I discussed earlier the importance of the role of the audit committee in assessing independence. We feel it is equally important to disclose in the proxy statement that the audit committee has considered the impact of non-audit services on independence, both actual and perceived, and has concluded that independence is not impaired by the auditors providing these services.

The disclosures proposed would require companies to perform their own independence sensitivity analysis, which may serve as a "wake up" call, and should assure independence is achieved. Thus, we are in agreement with the proposed changes related to disclosures with the exception of the magnitude of the non-audit service requiring disclosure.


In closing, I would like to summarize the six points I discussed today.

1. We are in agreement with the proposed rule changes related to employment relationships with audit clients.

2. We are in agreement with the proposed rule changes related to financial relationships with audit clients.

3. We fully agree with the four guiding principles used to measure auditor independence.
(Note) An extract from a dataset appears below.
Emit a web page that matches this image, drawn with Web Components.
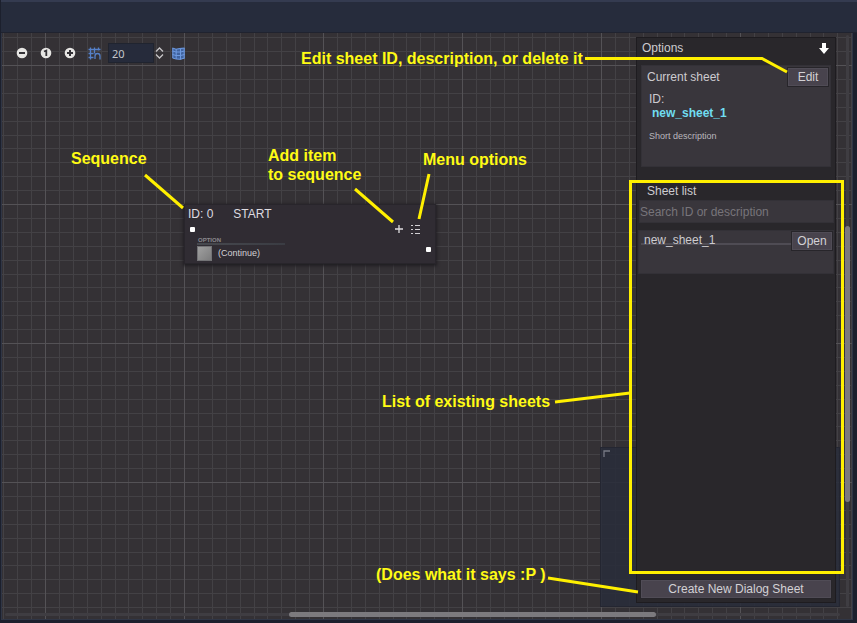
<!DOCTYPE html>
<html lang="en">
<head>
<meta charset="utf-8">
<title>Dialog sheet editor</title>
<style>
html, body { margin: 0; height: 100%; }
body { background: #1c202d; color: #cdcbcf; font: 12px/14px "Liberation Sans", Arial, sans-serif; overflow: hidden; }
</style>
</head>
<body>
<dialog-editor></dialog-editor>
<script>
const define = (name, html, setup) => {
  const template = document.createElement("template");
  template.innerHTML = html;
  customElements.define(name, class extends HTMLElement {
    constructor() {
      super();
      this.attachShadow({ mode: "open" }).append(template.content.cloneNode(true));
    }
    connectedCallback() { if (setup) setup(this, this.shadowRoot); }
  });
};

define("ui-button", `
<style>
:host { display: block; }
button { display: block; box-sizing: border-box; width: 100%; height: 20px; margin: 0; padding: 0 4px; border: 1px solid #27252a;
  background: #48434d; box-shadow: inset 0 0 0 1px #504c56; color: #d3d1d5; font: inherit; line-height: 16px; white-space: nowrap; }
</style>
<button type="button"><slot></slot></button>`);

define("icon-button", `
<style>
:host { display: block; flex: none; }
button { display: block; margin: 0; padding: 0; border: 0; background: none; color: inherit; }
</style>
<button type="button"><slot></slot></button>`,
(host, root) => root.querySelector("button").setAttribute("aria-label", host.getAttribute("label")));

define("spin-box", `
<style>
:host { display: flex; align-items: center; gap: 1px; }
input { box-sizing: border-box; width: 46px; height: 20px; margin: 0; padding: 0 3px; border: 1px solid #20242f; background: #262b3b;
  color: #c4c6cb; font: 11px/16px "Noto Sans", sans-serif; }
.steps { display: grid; gap: 2px; }
button { display: block; padding: 0; border: 0; background: none; }
svg { display: block; fill: none; stroke: #c8c6c9; stroke-width: 1.3; }
</style>
<input type="text" inputmode="numeric" value="20" aria-label="Snap distance">
<div class="steps">
<button type="button" aria-label="Increase"><svg width="9" height="5"><path d="M1 4.5 4.500 1 8 4.500"/></svg></button>
<button type="button" aria-label="Decrease"><svg width="9" height="5"><path d="M1 .5 4.500 4 8 .5"/></svg></button>
</div>`);

define("graph-toolbar", `
<style>
:host { display: flex; align-items: center; height: 20px; color: #e6e5e3; }
.zoom { display: flex; gap: 12px; margin-right: 12px; }
spin-box { margin: 0 8px 0 7px; }
svg { display: block; }
</style>
<div class="zoom">
<icon-button label="Zoom out"><svg width="12" height="12"><circle cx="6" cy="6" r="5.300" fill="#e6e5e3"/><path d="M3 6h6" stroke="#333136" stroke-width="2"/></svg></icon-button>
<icon-button label="Reset zoom"><svg width="12" height="12"><circle cx="6" cy="6" r="5.300" fill="#e6e5e3"/><path d="M4 4.500 6.300 3.500V9" fill="none" stroke="#333136" stroke-width="1.800"/></svg></icon-button>
<icon-button label="Zoom in"><svg width="12" height="12"><circle cx="6" cy="6" r="5.300" fill="#e6e5e3"/><path d="M3 6h6M6 3v6" stroke="#333136" stroke-width="2"/></svg></icon-button>
</div>
<icon-button label="Snap to grid"><svg width="13" height="13" fill="none" stroke="#5580c8" stroke-width="1.300"><path d="M.5 2.500h12M.5 6.500h5M.5 10.500h5M2.500 .5v12M6.500 .5v6M10.500 .5v3M7 12V9a2.500 2.500 0 0 1 5 0v3.500"/></svg></icon-button>
<spin-box></spin-box>
<icon-button label="Toggle minimap"><svg width="13" height="13"><path d="M.5 1 4 2.200 8.500 .8 12.500 1V11.500L8.500 12.500 4 12 .5 11Z" fill="#40639f"/><path d="M.5 1 4 2.200 8.500 1.500 12.500 1M.5 4 4 5 8.500 5 12.500 4M.5 7.500 4 8.500 8.500 8.500 12.500 7.500M.5 11 4 12 8.500 12.300 12.500 11M.8 1v10M4.200 2v10M8.500 1.500v11M12.200 1v10.500" fill="none" stroke="#6e9ae0" stroke-width="1"/></svg></icon-button>`);

define("sequence-node", `
<style>
:host { display: block; box-sizing: border-box; width: 252px; height: 60px; padding: 2px 3px 0; background: #302c33; border: 1px solid #28252b; box-shadow: 0 1px 3px 1px #201e22; color: #dedce0; }
header { display: flex; gap: 20px; line-height: 14px; }
.actions { display: flex; align-items: center; height: 16px; }
.port { width: 5px; height: 5px; border-radius: 1px; background: #fff; }
.actions .port { margin-left: 2px; }
.buttons { display: flex; gap: 7px; margin: 0 11px 0 auto; }
.option { display: flex; align-items: flex-start; }
.body { flex: 1; margin-left: 9px; }
.tag { display: block; font: bold 6px/6px "Liberation Sans", sans-serif; color: #8a888d; padding-left: 1px; }
.rule { height: 2px; width: 88px; background: linear-gradient(90deg, #47494f, #3a3c43); }
.text { display: flex; align-items: center; gap: 6px; font-size: 9px; line-height: 16px; color: #d2d0d4; }
.cube { width: 15px; height: 15px; box-sizing: border-box; border: 1px solid #737376; background: linear-gradient(135deg, #a0a0a0, #7c7c7d); }
.option .port { margin: 10px 1px 0 0; }
svg { display: block; }
</style>
<header><span>ID: 0</span><span>START</span></header>
<div class="actions"><span class="port"></span>
<div class="buttons">
<icon-button label="Add item"><svg width="10" height="10"><path d="M1 5h8M5 1v8" stroke="#dfdde1" stroke-width="1.300"/></svg></icon-button>
<icon-button label="Menu options"><svg width="10" height="10" stroke="#d2d0d4" stroke-width="1"><path d="M0 1.500h2M4 1.500h5M0 5.500h2M4 5.500h5M0 9.500h2M4 9.500h5"/></svg></icon-button>
</div></div>
<div class="option"><div class="body"><span class="tag">OPTION</span><div class="rule"></div>
<div class="text"><span class="cube"></span><span>(Continue)</span></div></div><span class="port"></span></div>`);

define("current-sheet", `
<style>
:host { display: block; box-sizing: border-box; height: 102px; margin: 0 4px; padding: 1px 1px 0 5px; border: 1px solid #333137; background: #39363c; }
header { display: flex; align-items: center; justify-content: space-between; }
ui-button { width: 42px; }
dl { margin: 5px 0 0 2px; }
dd { margin: 0 0 0 3px; font-weight: bold; color: #70ddf0; }
p { margin: 10px 0 0 2px; font-size: 9px; line-height: 12px; color: #bab8bc; }
</style>
<header><span>Current sheet</span><ui-button>Edit</ui-button></header>
<dl><dt>ID:</dt><dd>new_sheet_1</dd></dl>
<p>Short description</p>`);

define("sheet-item", `
<style>
:host { display: flex; align-items: flex-start; }
.name { flex: 1; padding: 2px 0 0 3px; line-height: 14px; background: linear-gradient(#4f4c54, #4f4c54) 0 12px / 100% 2px no-repeat; height: 16px; }
ui-button { width: 42px; }
</style>
<span class="name"><slot></slot></span><ui-button>Open</ui-button>`);

define("sheet-list", `
<style>
:host { display: flex; flex-direction: column; flex: 1; margin: 0 1px; }
label { padding-left: 9px; line-height: 14px; }
input { box-sizing: border-box; width: auto; height: 23px; margin: 2px 0 7px 1px; padding: 0; border: 1px solid #333137; background: #39363c; color: #cdcbcf; font: inherit; }
input::placeholder { color: #77747a; opacity: 1; }
.items { box-sizing: border-box; height: 44px; padding: 0 0 0 2px; border: 1px solid #333137; background: #39363c; }
</style>
<label for="search">Sheet list</label>
<input id="search" type="text" placeholder="Search ID or description">
<div class="items"><sheet-item>new_sheet_1</sheet-item></div>`);

define("options-dock", `
<style>
:host { display: flex; flex-direction: column; box-sizing: border-box; width: 200px; border: 1px solid #1e1c20; background: #29272b; }
header { display: flex; justify-content: space-between; align-items: center; height: 20px; padding: 0 6px 0 5px; margin-bottom: 7px; }
sheet-list { margin-top: 17px; }
ui-button { margin: 0 3px 3px; }
svg { display: block; }
</style>
<header><span>Options</span><icon-button label="Dock options"><svg width="10" height="12"><path d="M3 1h4v5h3L5 12 0 6h3Z" fill="#fff"/></svg></icon-button></header>
<current-sheet></current-sheet>
<sheet-list></sheet-list>
<ui-button>Create New Dialog Sheet</ui-button>`);

define("scroll-track", `
<style>
:host { display: grid; }
.track { background: #3f3d42; border-radius: 2px; display: grid; }
.thumb { background: #7c7a7e; border-radius: 3px; }
:host([vertical]) .track { width: 3px; margin: 2px auto 0; grid-template-rows: 191fr 275fr 105fr; }
:host([vertical]) .thumb { grid-row: 2; width: 5px; margin-left: -1px; }
:host(:not([vertical])) .track { height: 3px; margin: auto 0; grid-template-columns: 284fr 367fr 184fr; }
:host(:not([vertical])) .thumb { grid-column: 2; height: 5px; margin-top: -1px; }
</style>
<div class="track"><div class="thumb"></div></div>`);

define("grid-lines", `
<style>
:host { position: absolute; inset: 0; }
svg { display: block; width: 100%; height: 100%; }
</style>
<svg aria-hidden="true"><defs>
<pattern id="cells" x="43" y="32" width="139" height="139" patternUnits="userSpaceOnUse">
<path d="M14.500 0v139M28.500 0v139M42.500 0v139M56.500 0v139M70.500 0v139M83.500 0v139M97.500 0v139M111.500 0v139M125.500 0v139M0 14.500h139M0 28.500h139M0 42.500h139M0 56.500h139M0 70.500h139M0 83.500h139M0 97.500h139M0 111.500h139M0 125.500h139" stroke="#434145"/>
<path d="M.5 0v139M0 .5h139" stroke="#545256"/>
</pattern></defs><rect width="100%" height="100%" fill="url(#cells)"/></svg>`);

define("mini-map", `
<style>
:host { display: block; box-sizing: border-box; width: 240px; height: 160px; padding: 2px; border: 1px solid #242631; background: rgba(41, 44, 58, .88); }
svg { display: block; }
</style>
<svg width="8" height="8"><path d="M1 7V1h6" fill="none" stroke="#777984" stroke-width="1.300"/></svg>`);

define("graph-canvas", `
<style>
:host { position: relative; display: grid; grid-template: minmax(0, 1fr) 12px / minmax(0, 1fr) 12px; background: #343135; overflow: hidden; }
.view { position: relative; display: flex; justify-content: space-between; align-items: stretch; padding: 4px 4px 4px 14px; }
graph-toolbar { margin-top: 6px; align-self: flex-start; }
options-dock { position: relative; }
scroll-track { position: relative; }
scroll-track[vertical] { margin-left: 2px; }
scroll-track:not([vertical]) { margin: 3px 0 0 3px; }
sequence-node { position: absolute; left: 182px; top: 171px; }
mini-map { position: absolute; right: 0; bottom: 0; }
</style>
<grid-lines></grid-lines>
<div class="view">
<graph-toolbar></graph-toolbar>
<sequence-node></sequence-node>
<mini-map></mini-map>
<options-dock></options-dock>
</div>
<scroll-track vertical></scroll-track>
<scroll-track></scroll-track>`);

define("call-out", `<style>
:host { position: absolute; color: #fffb14; font: bold 16px/19px "Liberation Sans", Arial, sans-serif; white-space: nowrap; }
</style><slot></slot>`);

define("help-overlay", `
<style>
:host { position: absolute; inset: 0; pointer-events: none; }
svg { display: block; width: 100%; height: 100%; }
</style>
<svg aria-hidden="true" fill="none" stroke="#fff000" stroke-width="3">
<path d="M585 58.500H762L787 72M145 175 183 208M355 189 393 222M429 174 419 219M555 402 630 393M548 578 638 592"/>
<rect x="630.500" y="181.500" width="212" height="391"/></svg>
<call-out style="left:301px;top:49px">Edit sheet ID, description, or delete it</call-out>
<call-out style="left:71px;top:149px">Sequence</call-out>
<call-out style="left:268px;top:146px">Add item<br>to sequence</call-out>
<call-out style="left:423px;top:150px">Menu options</call-out>
<call-out style="left:382px;top:392px">List of existing sheets</call-out>
<call-out style="left:376px;top:565px">(Does what it says :P )</call-out>`);

define("dialog-editor", `
<style>
:host { position: relative; display: flex; flex-direction: column; box-sizing: border-box; height: 100vh; padding: 0 4px 3px 1px; background: #1c202d; }
.bar { flex: none; box-sizing: border-box; height: 33px; background: #262c3c; border-top: 2px solid #343b50; border-bottom: 1px solid #20232f; margin-right: -4px; }
graph-canvas { flex: 1; border: 1px solid #303646; border-top: 0; }
</style>
<div class="bar"></div>
<graph-canvas></graph-canvas>
<help-overlay></help-overlay>`);
</script>
</body>
</html>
4. It is not practical to have rules that cover every non-audit service which can or cannot be provided by a company's auditors. Instead, we propose that the Commission should rely on the four guiding principles to act as the governing authority by which all non-audit services are evaluated. This philosophy acknowledges that each situation and its surrounding circumstances is unique.

5. The role of the audit committee is critical in evaluating and monitoring independence. Given the significance of this responsibility the audit committee should be held accountable.

6. Disclosure is a powerful tool in assuring that independence, both real and perceived, is achieved.

Thank you for the opportunity to speak to the Commission and I welcome your questions.